When he did a trick that involved using a knife to cut into his arm, fake blood squirted everywhere. I heard someone say, “This guy does some intense tricks. He’d be the perfect magician for teenage boys.” The wife responded, “Or punk rockers.”
I said, “I just hope that’s not the same knife they’re going to cut the cake with.”
When another table nearby started talking about magic tricks, I said, “I know one.” I was wearing one of those cone-shaped party hats. I said, “I’m going to pull a rabbit out of my hat.” As they looked on, I slid the rubber band away from my chin and held the hat upside down in front of me. As I reached inside, I said, “Oh, it’s not a rabbit, it’s a hair,” and I produced a small strand of hair between my two fingers. There were four people at the table. Not one of them laughed. I got a few giggles when I took a second party hat, strapped the rubber bands of both hats around my shoulders, and said, “Madonna’s bra.” As I turned around to order a drink from the waitress, I almost poked her eye out.
Before the cake was cut, the magician stuck one of the candles through his arm. I heard someone say, “Do you think he ever got any burn scars or broken bones when he learned these tricks?” I said, “I dunno. But I practiced tricks as a kid. I wanted to be a magician and learn how to saw someone in half. I always practiced that, and now I have a lot of half brothers and sisters.”
Again, four people, no laughs. One woman smiled, though. I headed out before I bombed again.
I hustled down to North Park for Judith’s bash. It was at the Office, and the invitation she sent to the Reader specified how to dress: like John Travolta.

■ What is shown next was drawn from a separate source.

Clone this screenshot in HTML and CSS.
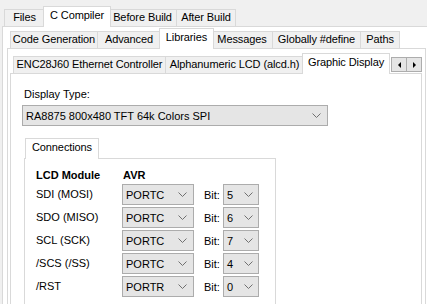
FILE: index.html
```html
<!DOCTYPE html>
<html lang="en">
<head>
    <meta charset="UTF-8">
    <title>Project Configuration</title>
    <link rel="stylesheet" href="styles.css">
</head>
<body>
    <div class="tabctl l1">
        <div class="strip">
            <div class="tab t-files">Files</div>
            <div class="tab sel t-ccomp">C Compiler</div>
            <div class="tab t-before">Before Build</div>
            <div class="tab t-after">After Build</div>
        </div>
        <div class="page">
            <div class="tabctl l2">
                <div class="strip">
                    <div class="tab t-codegen">Code Generation</div>
                    <div class="tab t-adv">Advanced</div>
                    <div class="tab sel t-libs">Libraries</div>
                    <div class="tab t-msgs">Messages</div>
                    <div class="tab t-define">Globally #define</div>
                    <div class="tab t-paths">Paths</div>
                </div>
                <div class="page">
                    <div class="tabctl l3">
                        <div class="strip">
                            <div class="tab t-enc">ENC28J60 Ethernet Controller</div>
                            <div class="tab t-alcd">Alphanumeric LCD (alcd.h)</div>
                            <div class="tab sel t-glcd">Graphic Display</div>
                            <div class="scroller">
                                <span class="scroll-btn left"></span>
                                <span class="scroll-btn right"></span>
                            </div>
                        </div>
                        <div class="page display-page">
                            <div class="field-label">Display Type:</div>
                            <div class="combo display-type">
                                <span>RA8875 800x480 TFT 64k Colors SPI</span>
                                <svg class="chev" width="9" height="5" viewBox="0 0 9 5"><polyline points="0.5,0.5 4.5,4.5 8.5,0.5" fill="none" stroke="#707070"/></svg>
                            </div>

                            <div class="tabctl conn">
                                <div class="strip">
                                    <div class="tab sel t-conn">Connections</div>
                                </div>
                                <div class="page conn-page">
                                    <div class="conn-grid">
                                        <div class="head">LCD Module</div>
                                        <div class="head span">AVR</div>

                                        <div class="pin">SDI (MOSI)</div>
                                        <div class="combo port"><span>PORTC</span><svg class="chev" width="9" height="5" viewBox="0 0 9 5"><polyline points="0.5,0.5 4.5,4.5 8.5,0.5" fill="none" stroke="#707070"/></svg></div>
                                        <div class="bit-label">Bit:</div>
                                        <div class="combo bit"><span>5</span><svg class="chev" width="9" height="5" viewBox="0 0 9 5"><polyline points="0.5,0.5 4.5,4.5 8.5,0.5" fill="none" stroke="#707070"/></svg></div>

                                        <div class="pin">SDO (MISO)</div>
                                        <div class="combo port"><span>PORTC</span><svg class="chev" width="9" height="5" viewBox="0 0 9 5"><polyline points="0.5,0.5 4.5,4.5 8.5,0.5" fill="none" stroke="#707070"/></svg></div>
                                        <div class="bit-label">Bit:</div>
                                        <div class="combo bit"><span>6</span><svg class="chev" width="9" height="5" viewBox="0 0 9 5"><polyline points="0.5,0.5 4.5,4.5 8.5,0.5" fill="none" stroke="#707070"/></svg></div>

                                        <div class="pin">SCL (SCK)</div>
                                        <div class="combo port"><span>PORTC</span><svg class="chev" width="9" height="5" viewBox="0 0 9 5"><polyline points="0.5,0.5 4.5,4.5 8.5,0.5" fill="none" stroke="#707070"/></svg></div>
                                        <div class="bit-label">Bit:</div>
                                        <div class="combo bit"><span>7</span><svg class="chev" width="9" height="5" viewBox="0 0 9 5"><polyline points="0.5,0.5 4.5,4.5 8.5,0.5" fill="none" stroke="#707070"/></svg></div>

                                        <div class="pin">/SCS (/SS)</div>
                                        <div class="combo port"><span>PORTC</span><svg class="chev" width="9" height="5" viewBox="0 0 9 5"><polyline points="0.5,0.5 4.5,4.5 8.5,0.5" fill="none" stroke="#707070"/></svg></div>
                                        <div class="bit-label">Bit:</div>
                                        <div class="combo bit"><span>4</span><svg class="chev" width="9" height="5" viewBox="0 0 9 5"><polyline points="0.5,0.5 4.5,4.5 8.5,0.5" fill="none" stroke="#707070"/></svg></div>

                                        <div class="pin">/RST</div>
                                        <div class="combo port"><span>PORTR</span><svg class="chev" width="9" height="5" viewBox="0 0 9 5"><polyline points="0.5,0.5 4.5,4.5 8.5,0.5" fill="none" stroke="#707070"/></svg></div>
                                        <div class="bit-label">Bit:</div>
                                        <div class="combo bit"><span>0</span><svg class="chev" width="9" height="5" viewBox="0 0 9 5"><polyline points="0.5,0.5 4.5,4.5 8.5,0.5" fill="none" stroke="#707070"/></svg></div>
                                    </div>
                                </div>
                            </div>
                        </div>
                    </div>
                </div>
            </div>
        </div>
    </div>
</body>
</html>
```

FILE: styles.css
```css
body {
    margin: 0;
    height: 304px;
    overflow: hidden;
    background-color: #f0f0f0;
    font-family: 'Liberation Sans', Arial, sans-serif;
    font-size: 11px;
    color: #000;
}

/* generic tab control */
.tabctl {
    display: flex;
    flex-direction: column;
}
.strip {
    display: flex;
    align-items: flex-end;
    position: relative;
    z-index: 1;
}
.tab {
    box-sizing: border-box;
    flex: none;
    height: 17px;
    padding-top: 1px;
    line-height: 13px;
    text-align: center;
    border: 1px solid #d9d9d9;
    border-bottom: none;
    background-color: #f0f0f0;
    margin-left: -1px;
    white-space: nowrap;
    letter-spacing: -0.1px;
}
.tab:first-child {
    margin-left: 0;
}
.tab.sel {
    height: 21px;
    padding-top: 2px;
    background-color: #fff;
    margin: 0 -2px -1px -2px;
    position: relative;
    z-index: 2;
}
.page {
    border: 1px solid #d9d9d9;
    background-color: #fff;
}

/* tab widths, measured off the real dialog */
.t-files { width: 41px; }
.t-ccomp { width: 68px; }
.t-before { width: 69px; }
.t-after { width: 60px; }
.t-codegen { width: 88px; }
.t-adv { width: 64px; }
.t-libs { width: 55px; }
.t-msgs { width: 62px; }
.t-define { width: 89px; }
.t-paths { width: 40px; }
.t-enc { width: 153px; }
.t-alcd { width: 139px; }
.t-glcd { width: 88px; }
.t-conn { width: 74px; }

/* level 1 */
.l1 {
    margin: 6px -3px 0 2px;
}
.l1 > .strip {
    padding-left: 2px;
}
.l1 > .page {
    height: 400px;
    padding: 1px 3px 0 4px;
}

/* level 2 */
.l2 > .strip {
    padding-left: 3px;
}
.l2 > .page {
    height: 400px;
    padding: 4px 3px 0 2px;
}

/* level 3 */
.l3 > .strip {
    padding-left: 3px;
}
.scroller {
    display: flex;
    margin-left: auto;
    margin-bottom: 1px;
}
.scroll-btn {
    box-sizing: border-box;
    width: 16px;
    height: 15px;
    border: 1px solid #adadad;
    background-color: #e5e5e5;
    display: flex;
    align-items: center;
    justify-content: center;
}
.scroll-btn + .scroll-btn {
    width: 15px;
    border-left: none;
}
.scroll-btn::before {
    content: '';
    border-top: 3px solid transparent;
    border-bottom: 3px solid transparent;
}
.scroll-btn.left::before {
    border-right: 3px solid #000;
}
.scroll-btn.right::before {
    border-left: 3px solid #000;
}

.display-page {
    height: 400px;
    padding: 14px 0 0 11px;
}
.field-label {
    line-height: 13px;
    margin-left: 2px;
}

/* combobox look */
.combo {
    box-sizing: border-box;
    height: 21px;
    border: 1px solid #acacac;
    background-color: #e5e5e5;
    display: flex;
    align-items: center;
    justify-content: space-between;
    padding: 0 6px 0 3px;
}
.display-type {
    width: 306px;
    margin-top: 4px;
}

/* connections group */
.conn {
    margin: 12px 0 0 2px;
    width: 252px;
}
.conn > .strip {
    padding-left: 1px;
}
.conn .tab.sel {
    margin-left: 0;
}
.conn-page {
    height: 200px;
    padding: 10px 0 0 11px;
}
.conn-grid {
    display: grid;
    grid-template-columns: 86px 72px 29px 36px;
    grid-template-rows: 13px;
    grid-auto-rows: 21px;
    row-gap: 2px;
    align-items: center;
}
.head {
    font-weight: bold;
    line-height: 13px;
}
.head.span {
    grid-column: 2 / 5;
    margin-left: 1px;
}
.pin {
    line-height: 13px;
}
.bit-label {
    padding-left: 10px;
}
.bit {
    padding-right: 5px;
}
```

I didn’t have a white suit, so I was wondering if his denim-jean-jacket look from Welcome Back Kotter would work.
Judith was turning 65. When I saw her, I asked about the attire. She said, “Well, this place is newly remodeled. It’s got a New York style, and the disco ball… I figured the theme could be ‘dance your ass off.’”
She said she was an ex–flight attendant. “That was when you could call us ‘stews,’ or stewardesses.” I asked if she works now, and she said she’s a P.I. chasing down county welfare recipients.
I found out Judith also taught gymnastics and dance at a high school in San Francisco. She wasn’t shy about jumping on the raised dance floor and showing her moves.
I grabbed a piece of pizza. Judith felt bad that a few of her friends hadn’t shown up. There was still an interesting crowd of people.
Judith told me that her high school basketball team beat Phil Jackson’s. She said Jackson (who’s now the Lakers’ coach) was a tall, geeky guy back then. She partied with him a few times, and Judith said he always called her “Sugar.”
Judith then poured me a glass of Australian wine, which was great.
When people showed up, Judith was giving them gifts. She gave me a Who’s Your Daddy energy drink, but I can’t remember why she said she was giving out gifts. I said, “This is the only birthday party where the people showing up get gifts.” A guy at the bar, who seemed to have been drinking for a while, pointed out that he gave Judith a Target gift card.
Judith would take a swig of wine, go dance for a bit, and then come back and tell me great stories. She said, “I’ve posed nude, twice, for artists. Hey, I need to pay the bills.” I told her she’s like the Bettie Page of North Park.
She told me she had her eyes done in TJ for $500. She said they were getting droopy. I asked if it made her nervous going there for surgery, and she said, “No. They have great doctors. But they wouldn’t take credit cards. That was a pain.”
Among the other facts she threw out: she’s a quarter Chippewa Indian, and her chihuahua won the World’s Fastest Chihuahua contest.
There was a big guy with dreads who told me he didn’t know Judith, but his friend invited him. He said, “I’m the real birthday crasher. I’m going to 20 more parties by the end of the month.” A few minutes later, I saw him in another part of the bar reading.
I noticed one guy was wearing a pizza hat. Another person had gorilla-feet shoes they got from Goodwill ($4.99).
I’m guessing my “rabbit out of the hat” joke would’ve worked with this crowd.